◆ TASK BRIEF
Print all of the data exactly as written.

◆ DATA SHOWN
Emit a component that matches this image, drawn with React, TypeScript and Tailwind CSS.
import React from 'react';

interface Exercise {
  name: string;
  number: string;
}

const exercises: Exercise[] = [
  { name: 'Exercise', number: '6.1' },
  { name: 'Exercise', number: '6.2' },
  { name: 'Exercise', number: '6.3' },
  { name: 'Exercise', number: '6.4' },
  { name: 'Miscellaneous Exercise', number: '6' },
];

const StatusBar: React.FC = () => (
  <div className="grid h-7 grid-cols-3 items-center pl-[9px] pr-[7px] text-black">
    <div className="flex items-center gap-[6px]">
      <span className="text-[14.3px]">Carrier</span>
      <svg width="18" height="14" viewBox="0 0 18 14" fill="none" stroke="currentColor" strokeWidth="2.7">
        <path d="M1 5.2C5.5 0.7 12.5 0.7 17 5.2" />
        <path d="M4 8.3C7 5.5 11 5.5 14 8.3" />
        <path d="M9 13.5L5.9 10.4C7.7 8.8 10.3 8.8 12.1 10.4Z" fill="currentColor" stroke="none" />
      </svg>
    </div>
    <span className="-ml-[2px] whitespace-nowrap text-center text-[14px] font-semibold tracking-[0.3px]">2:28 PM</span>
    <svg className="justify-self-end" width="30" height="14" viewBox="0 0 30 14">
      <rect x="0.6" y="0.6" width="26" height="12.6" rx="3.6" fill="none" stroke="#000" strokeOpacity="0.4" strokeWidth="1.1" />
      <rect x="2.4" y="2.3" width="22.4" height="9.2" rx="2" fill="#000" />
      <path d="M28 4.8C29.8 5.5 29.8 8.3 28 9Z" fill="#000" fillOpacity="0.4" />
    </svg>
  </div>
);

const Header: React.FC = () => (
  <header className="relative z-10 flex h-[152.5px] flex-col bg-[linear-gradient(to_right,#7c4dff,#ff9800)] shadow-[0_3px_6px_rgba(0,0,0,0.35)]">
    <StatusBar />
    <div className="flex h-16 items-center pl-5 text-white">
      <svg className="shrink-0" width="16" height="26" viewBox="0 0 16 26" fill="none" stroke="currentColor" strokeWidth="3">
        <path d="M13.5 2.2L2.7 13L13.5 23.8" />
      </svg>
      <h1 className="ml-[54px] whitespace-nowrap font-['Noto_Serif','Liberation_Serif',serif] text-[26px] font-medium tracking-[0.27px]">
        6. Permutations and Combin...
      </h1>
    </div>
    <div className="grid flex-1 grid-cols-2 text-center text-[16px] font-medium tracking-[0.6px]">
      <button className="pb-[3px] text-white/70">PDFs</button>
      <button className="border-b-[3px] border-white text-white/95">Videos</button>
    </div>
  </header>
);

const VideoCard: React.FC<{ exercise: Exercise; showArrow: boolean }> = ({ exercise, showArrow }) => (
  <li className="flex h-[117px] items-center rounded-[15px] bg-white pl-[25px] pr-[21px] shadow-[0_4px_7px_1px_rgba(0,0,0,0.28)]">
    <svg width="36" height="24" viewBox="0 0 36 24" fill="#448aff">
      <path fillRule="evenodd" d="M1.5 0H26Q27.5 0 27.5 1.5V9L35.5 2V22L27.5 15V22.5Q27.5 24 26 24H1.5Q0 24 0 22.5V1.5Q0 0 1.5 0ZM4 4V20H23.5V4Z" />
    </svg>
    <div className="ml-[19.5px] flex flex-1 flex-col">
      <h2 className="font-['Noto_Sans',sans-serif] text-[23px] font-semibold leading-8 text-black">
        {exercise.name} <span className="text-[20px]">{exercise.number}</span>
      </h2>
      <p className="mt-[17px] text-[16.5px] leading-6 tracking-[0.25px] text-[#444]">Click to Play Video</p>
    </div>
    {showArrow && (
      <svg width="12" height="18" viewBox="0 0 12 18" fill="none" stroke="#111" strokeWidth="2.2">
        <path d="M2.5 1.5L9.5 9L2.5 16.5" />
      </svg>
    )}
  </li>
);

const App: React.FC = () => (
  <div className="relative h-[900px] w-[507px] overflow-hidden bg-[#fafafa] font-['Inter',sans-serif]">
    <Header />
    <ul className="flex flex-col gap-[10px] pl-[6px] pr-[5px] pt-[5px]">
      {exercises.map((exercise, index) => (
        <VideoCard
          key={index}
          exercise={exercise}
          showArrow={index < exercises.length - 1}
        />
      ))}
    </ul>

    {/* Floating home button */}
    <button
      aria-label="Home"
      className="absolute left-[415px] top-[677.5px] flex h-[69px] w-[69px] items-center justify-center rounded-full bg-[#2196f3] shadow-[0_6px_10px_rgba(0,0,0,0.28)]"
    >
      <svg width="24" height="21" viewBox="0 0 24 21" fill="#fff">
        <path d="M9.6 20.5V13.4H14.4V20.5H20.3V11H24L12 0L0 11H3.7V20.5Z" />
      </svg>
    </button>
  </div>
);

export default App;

◆ FINAL ANSWER
Emit a component that matches this image, drawn with React, TypeScript and Tailwind CSS.
import React from 'react';

interface Exercise {
  name: string;
  number: string;
}

const exercises: Exercise[] = [
  { name: 'Exercise', number: '6.1' },
  { name: 'Exercise', number: '6.2' },
  { name: 'Exercise', number: '6.3' },
  { name: 'Exercise', number: '6.4' },
  { name: 'Miscellaneous Exercise', number: '6' },
];

const StatusBar: React.FC = () => (
  <div className="grid h-7 grid-cols-3 items-center pl-[9px] pr-[7px] text-black">
    <div className="flex items-center gap-[6px]">
      <span className="text-[14.3px]">Carrier</span>
      <svg width="18" height="14" viewBox="0 0 18 14" fill="none" stroke="currentColor" strokeWidth="2.7">
        <path d="M1 5.2C5.5 0.7 12.5 0.7 17 5.2" />
        <path d="M4 8.3C7 5.5 11 5.5 14 8.3" />
        <path d="M9 13.5L5.9 10.4C7.7 8.8 10.3 8.8 12.1 10.4Z" fill="currentColor" stroke="none" />
      </svg>
    </div>
    <span className="-ml-[2px] whitespace-nowrap text-center text-[14px] font-semibold tracking-[0.3px]">2:28 PM</span>
    <svg className="justify-self-end" width="30" height="14" viewBox="0 0 30 14">
      <rect x="0.6" y="0.6" width="26" height="12.6" rx="3.6" fill="none" stroke="#000" strokeOpacity="0.4" strokeWidth="1.1" />
      <rect x="2.4" y="2.3" width="22.4" height="9.2" rx="2" fill="#000" />
      <path d="M28 4.8C29.8 5.5 29.8 8.3 28 9Z" fill="#000" fillOpacity="0.4" />
    </svg>
  </div>
);

const Header: React.FC = () => (
  <header className="relative z-10 flex h-[152.5px] flex-col bg-[linear-gradient(to_right,#7c4dff,#ff9800)] shadow-[0_3px_6px_rgba(0,0,0,0.35)]">
    <StatusBar />
    <div className="flex h-16 items-center pl-5 text-white">
      <svg className="shrink-0" width="16" height="26" viewBox="0 0 16 26" fill="none" stroke="currentColor" strokeWidth="3">
        <path d="M13.5 2.2L2.7 13L13.5 23.8" />
      </svg>
      <h1 className="ml-[54px] whitespace-nowrap font-['Noto_Serif','Liberation_Serif',serif] text-[26px] font-medium tracking-[0.27px]">
        6. Permutations and Combin...
      </h1>
    </div>
    <div className="grid flex-1 grid-cols-2 text-center text-[16px] font-medium tracking-[0.6px]">
      <button className="pb-[3px] text-white/70">PDFs</button>
      <button className="border-b-[3px] border-white text-white/95">Videos</button>
    </div>
  </header>
);

const VideoCard: React.FC<{ exercise: Exercise; showArrow: boolean }> = ({ exercise, showArrow }) => (
  <li className="flex h-[117px] items-center rounded-[15px] bg-white pl-[25px] pr-[21px] shadow-[0_4px_7px_1px_rgba(0,0,0,0.28)]">
    <svg width="36" height="24" viewBox="0 0 36 24" fill="#448aff">
      <path fillRule="evenodd" d="M1.5 0H26Q27.5 0 27.5 1.5V9L35.5 2V22L27.5 15V22.5Q27.5 24 26 24H1.5Q0 24 0 22.5V1.5Q0 0 1.5 0ZM4 4V20H23.5V4Z" />
    </svg>
    <div className="ml-[19.5px] flex flex-1 flex-col">
      <h2 className="font-['Noto_Sans',sans-serif] text-[23px] font-semibold leading-8 text-black">
        {exercise.name} <span className="text-[20px]">{exercise.number}</span>
      </h2>
      <p className="mt-[17px] text-[16.5px] leading-6 tracking-[0.25px] text-[#444]">Click to Play Video</p>
    </div>
    {showArrow && (
      <svg width="12" height="18" viewBox="0 0 12 18" fill="none" stroke="#111" strokeWidth="2.2">
        <path d="M2.5 1.5L9.5 9L2.5 16.5" />
      </svg>
    )}
  </li>
);

const App: React.FC = () => (
  <div className="relative h-[900px] w-[507px] overflow-hidden bg-[#fafafa] font-['Inter',sans-serif]">
    <Header />
    <ul className="flex flex-col gap-[10px] pl-[6px] pr-[5px] pt-[5px]">
      {exercises.map((exercise, index) => (
        <VideoCard
          key={index}
          exercise={exercise}
          showArrow={index < exercises.length - 1}
        />
      ))}
    </ul>

    {/* Floating home button */}
    <button
      aria-label="Home"
      className="absolute left-[415px] top-[677.5px] flex h-[69px] w-[69px] items-center justify-center rounded-full bg-[#2196f3] shadow-[0_6px_10px_rgba(0,0,0,0.28)]"
    >
      <svg width="24" height="21" viewBox="0 0 24 21" fill="#fff">
        <path d="M9.6 20.5V13.4H14.4V20.5H20.3V11H24L12 0L0 11H3.7V20.5Z" />
      </svg>
    </button>
  </div>
);

export default App;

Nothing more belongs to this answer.